◆ Exercise aim
Exactly the lines from the one with "Give me the" through the one with "import React from" should be returned, both ends included and nothing else. Omit any pictures.

◆ Supplied records
______________________________

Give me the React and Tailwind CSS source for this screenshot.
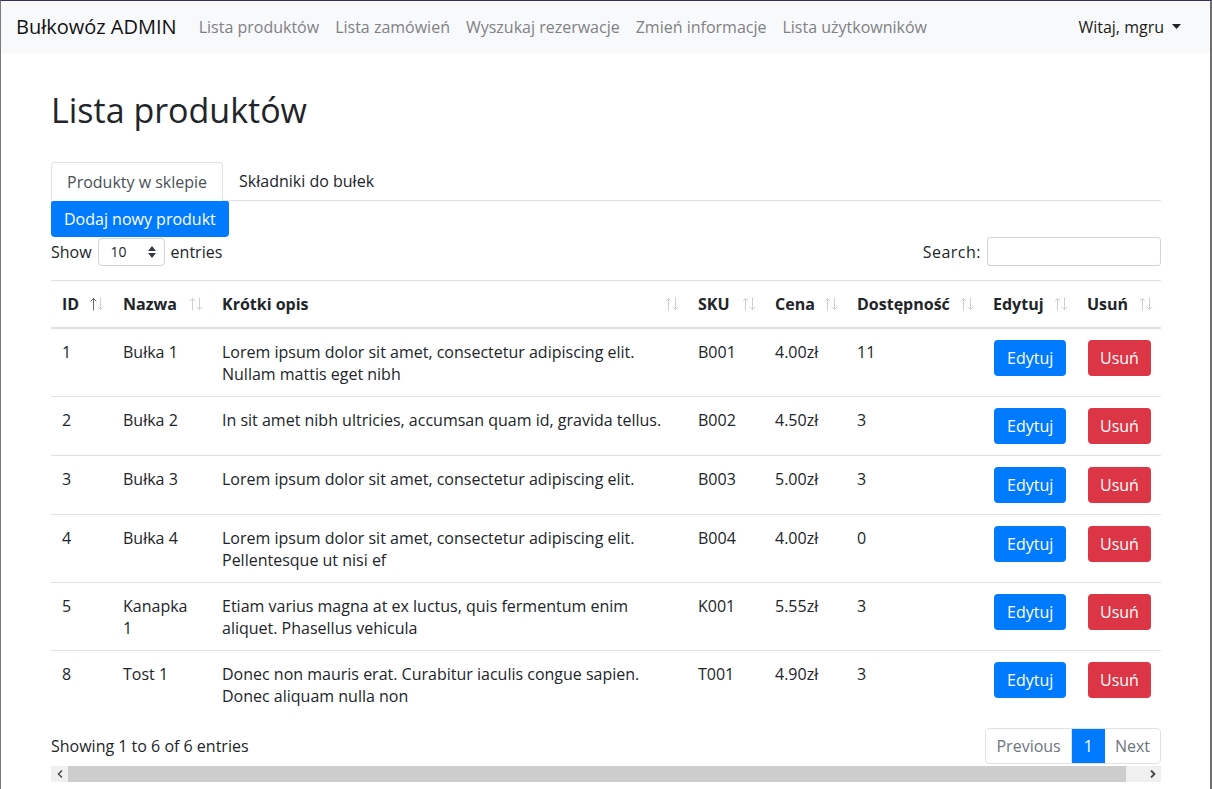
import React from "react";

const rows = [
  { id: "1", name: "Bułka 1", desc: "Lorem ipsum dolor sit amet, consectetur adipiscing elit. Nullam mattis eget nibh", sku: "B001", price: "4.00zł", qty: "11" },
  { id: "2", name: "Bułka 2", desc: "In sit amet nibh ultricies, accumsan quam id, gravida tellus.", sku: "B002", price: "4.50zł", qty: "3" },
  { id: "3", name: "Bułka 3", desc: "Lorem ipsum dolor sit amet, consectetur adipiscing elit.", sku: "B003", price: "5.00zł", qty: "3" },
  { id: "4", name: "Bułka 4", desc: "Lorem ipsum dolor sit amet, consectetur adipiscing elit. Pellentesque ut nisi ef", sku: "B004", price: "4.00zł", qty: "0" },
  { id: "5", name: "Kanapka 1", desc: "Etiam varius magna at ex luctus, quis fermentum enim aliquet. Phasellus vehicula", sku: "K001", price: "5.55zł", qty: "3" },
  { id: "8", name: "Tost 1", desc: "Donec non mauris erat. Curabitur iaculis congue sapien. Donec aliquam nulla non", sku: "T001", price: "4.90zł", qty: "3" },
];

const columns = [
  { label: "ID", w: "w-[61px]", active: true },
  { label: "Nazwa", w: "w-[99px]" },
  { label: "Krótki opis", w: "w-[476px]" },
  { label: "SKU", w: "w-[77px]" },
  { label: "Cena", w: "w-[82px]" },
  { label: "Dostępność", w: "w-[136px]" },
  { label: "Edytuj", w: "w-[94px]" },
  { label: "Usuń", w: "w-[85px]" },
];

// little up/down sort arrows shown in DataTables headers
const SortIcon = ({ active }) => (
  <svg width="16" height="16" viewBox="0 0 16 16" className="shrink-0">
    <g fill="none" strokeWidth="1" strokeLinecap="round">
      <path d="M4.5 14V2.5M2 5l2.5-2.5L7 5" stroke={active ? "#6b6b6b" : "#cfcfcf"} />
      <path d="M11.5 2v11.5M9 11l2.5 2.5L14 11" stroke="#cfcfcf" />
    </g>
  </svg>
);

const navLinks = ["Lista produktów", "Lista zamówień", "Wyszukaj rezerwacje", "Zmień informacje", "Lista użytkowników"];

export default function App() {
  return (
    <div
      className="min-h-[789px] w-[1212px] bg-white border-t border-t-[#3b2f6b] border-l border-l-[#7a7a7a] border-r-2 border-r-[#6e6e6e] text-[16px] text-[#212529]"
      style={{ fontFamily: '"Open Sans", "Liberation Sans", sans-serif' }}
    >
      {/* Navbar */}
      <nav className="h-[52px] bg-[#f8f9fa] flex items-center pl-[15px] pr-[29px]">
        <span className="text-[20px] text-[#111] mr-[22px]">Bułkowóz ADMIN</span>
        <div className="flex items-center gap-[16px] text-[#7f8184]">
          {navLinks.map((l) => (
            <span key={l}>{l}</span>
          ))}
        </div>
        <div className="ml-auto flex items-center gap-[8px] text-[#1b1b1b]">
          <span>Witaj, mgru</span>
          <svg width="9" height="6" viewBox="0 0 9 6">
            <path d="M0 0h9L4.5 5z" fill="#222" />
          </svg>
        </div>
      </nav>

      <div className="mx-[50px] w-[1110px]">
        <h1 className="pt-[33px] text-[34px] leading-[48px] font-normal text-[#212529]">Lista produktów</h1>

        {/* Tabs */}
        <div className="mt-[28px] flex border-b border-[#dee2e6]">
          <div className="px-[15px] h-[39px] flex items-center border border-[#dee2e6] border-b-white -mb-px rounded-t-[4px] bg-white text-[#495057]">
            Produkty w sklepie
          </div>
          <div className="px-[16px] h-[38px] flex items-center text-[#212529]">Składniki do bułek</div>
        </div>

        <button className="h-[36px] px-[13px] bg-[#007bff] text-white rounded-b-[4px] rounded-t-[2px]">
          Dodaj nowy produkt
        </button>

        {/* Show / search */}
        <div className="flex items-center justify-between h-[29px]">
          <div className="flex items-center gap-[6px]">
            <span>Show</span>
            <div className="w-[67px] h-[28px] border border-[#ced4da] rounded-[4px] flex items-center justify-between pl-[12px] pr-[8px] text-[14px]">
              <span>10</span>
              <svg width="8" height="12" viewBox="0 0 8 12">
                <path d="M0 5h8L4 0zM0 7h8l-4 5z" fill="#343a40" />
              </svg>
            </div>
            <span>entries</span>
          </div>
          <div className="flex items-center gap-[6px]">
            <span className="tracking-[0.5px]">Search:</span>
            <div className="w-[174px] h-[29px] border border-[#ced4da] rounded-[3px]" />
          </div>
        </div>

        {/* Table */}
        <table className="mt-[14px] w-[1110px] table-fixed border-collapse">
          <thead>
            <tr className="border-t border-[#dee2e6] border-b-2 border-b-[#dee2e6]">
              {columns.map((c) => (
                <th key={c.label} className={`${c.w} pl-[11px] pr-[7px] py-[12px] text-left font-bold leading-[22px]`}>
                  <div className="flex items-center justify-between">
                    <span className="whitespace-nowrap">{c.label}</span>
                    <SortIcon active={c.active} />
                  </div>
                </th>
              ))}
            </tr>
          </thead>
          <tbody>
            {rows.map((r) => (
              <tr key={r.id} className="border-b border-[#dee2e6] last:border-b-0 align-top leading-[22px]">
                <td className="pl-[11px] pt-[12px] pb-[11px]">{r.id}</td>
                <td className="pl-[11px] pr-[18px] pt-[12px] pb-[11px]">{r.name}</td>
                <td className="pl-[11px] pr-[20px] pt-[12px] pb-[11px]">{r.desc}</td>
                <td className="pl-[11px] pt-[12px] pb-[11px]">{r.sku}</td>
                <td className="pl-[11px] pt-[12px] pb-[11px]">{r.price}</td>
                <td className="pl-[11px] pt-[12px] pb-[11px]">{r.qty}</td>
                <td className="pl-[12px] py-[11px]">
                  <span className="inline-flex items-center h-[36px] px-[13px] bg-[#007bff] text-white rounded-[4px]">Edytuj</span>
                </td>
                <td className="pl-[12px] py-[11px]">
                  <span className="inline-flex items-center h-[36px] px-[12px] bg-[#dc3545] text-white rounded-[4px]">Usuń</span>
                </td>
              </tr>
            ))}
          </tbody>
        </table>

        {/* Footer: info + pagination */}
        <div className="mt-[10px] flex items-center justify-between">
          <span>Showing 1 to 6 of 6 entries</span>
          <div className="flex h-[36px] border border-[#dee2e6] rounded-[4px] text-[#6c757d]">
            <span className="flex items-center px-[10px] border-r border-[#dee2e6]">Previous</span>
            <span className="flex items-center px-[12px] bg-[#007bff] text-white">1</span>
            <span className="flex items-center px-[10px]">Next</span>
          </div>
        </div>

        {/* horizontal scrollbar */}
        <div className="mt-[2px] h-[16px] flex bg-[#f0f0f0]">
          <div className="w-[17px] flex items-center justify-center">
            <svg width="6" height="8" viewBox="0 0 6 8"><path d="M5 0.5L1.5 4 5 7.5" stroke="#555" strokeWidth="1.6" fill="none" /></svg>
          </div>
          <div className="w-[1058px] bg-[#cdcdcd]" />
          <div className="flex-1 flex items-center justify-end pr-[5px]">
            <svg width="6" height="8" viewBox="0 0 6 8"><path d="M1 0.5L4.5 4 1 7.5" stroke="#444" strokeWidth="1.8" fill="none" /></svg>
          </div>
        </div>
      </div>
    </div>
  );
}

______________________________

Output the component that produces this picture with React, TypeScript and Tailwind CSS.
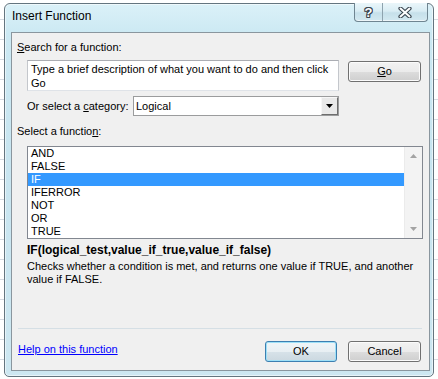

______________________________

◆ Answer for this exercise
Give me the React and Tailwind CSS source for this screenshot.
import React from "react";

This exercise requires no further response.